Money market plumbing in sound shape
With the volatility and aggressive central bank rate action this week due to the coronavirus, it is natural for investors to question the state of liquidity in the markets. The answer is that the overnight and short-liquidity markets are well-funded and running smoothly. The latest evidence of this came today when the Federal Reserve increased the amount of its overnight lending through the repo market by $50 billion, from $100 billion to $150 billion. The Fed also announced increases of the amounts offered for 2-week operations taking place Tuesday and Thursday to $45 billion.
Far from being a sign of panic seen in the equity markets, these maneuvers show that the Fed has the tools and has learned how to use them to avoid market dislocations.

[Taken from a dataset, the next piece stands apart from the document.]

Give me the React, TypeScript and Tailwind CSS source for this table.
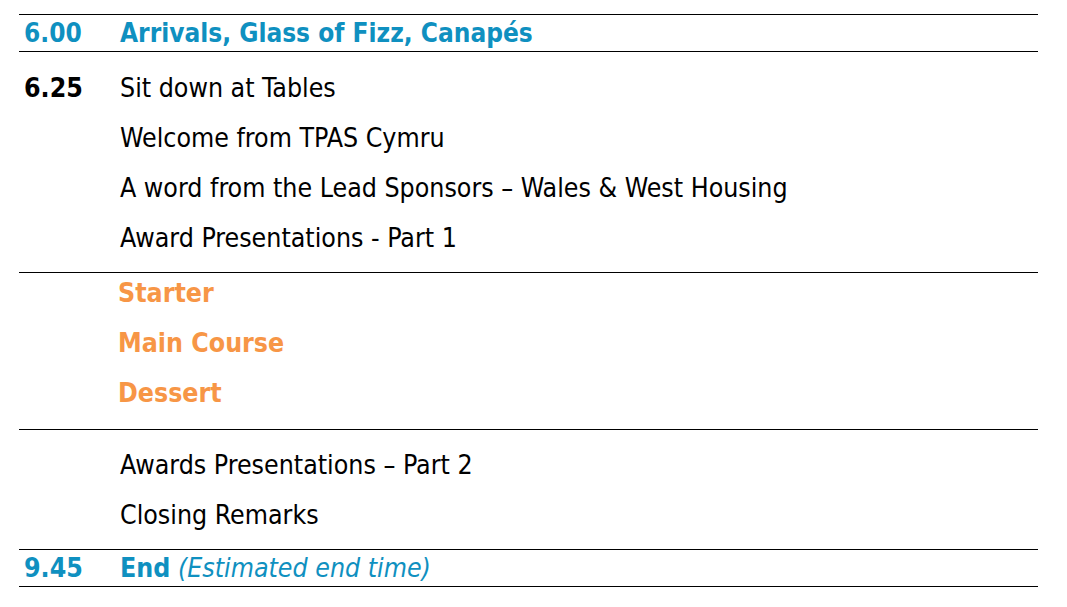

The banking system is far more robust than in earlier crises and the Fed is experienced with daily operations, especially since it revived them after the repo spike in September.
Like in September, the Fed’s continuing injection of funds into the overnight market is not due to a credit event. Banks and corporations likely will be affected economically by the virus, but that is a long-term consideration. In the short end, high-quality banks and corporations are having no trouble getting funding, and both fixed- and floating-rate paper are able to be placed. That speaks further to the fact that this is not a credit event but one pushed by fear and a rush to the safest vehicles out there. The plumbing of the short-end of the market is in sound shape.
Investors are, of course, searching for havens now, as is the case in any time of concern. With bond yields plummeting, money market funds can fill that role. Historically, they serve as places of stability, with attractive returns relative to other cash options, while allowing for same-day withdrawals to facilitate opportunistic trading.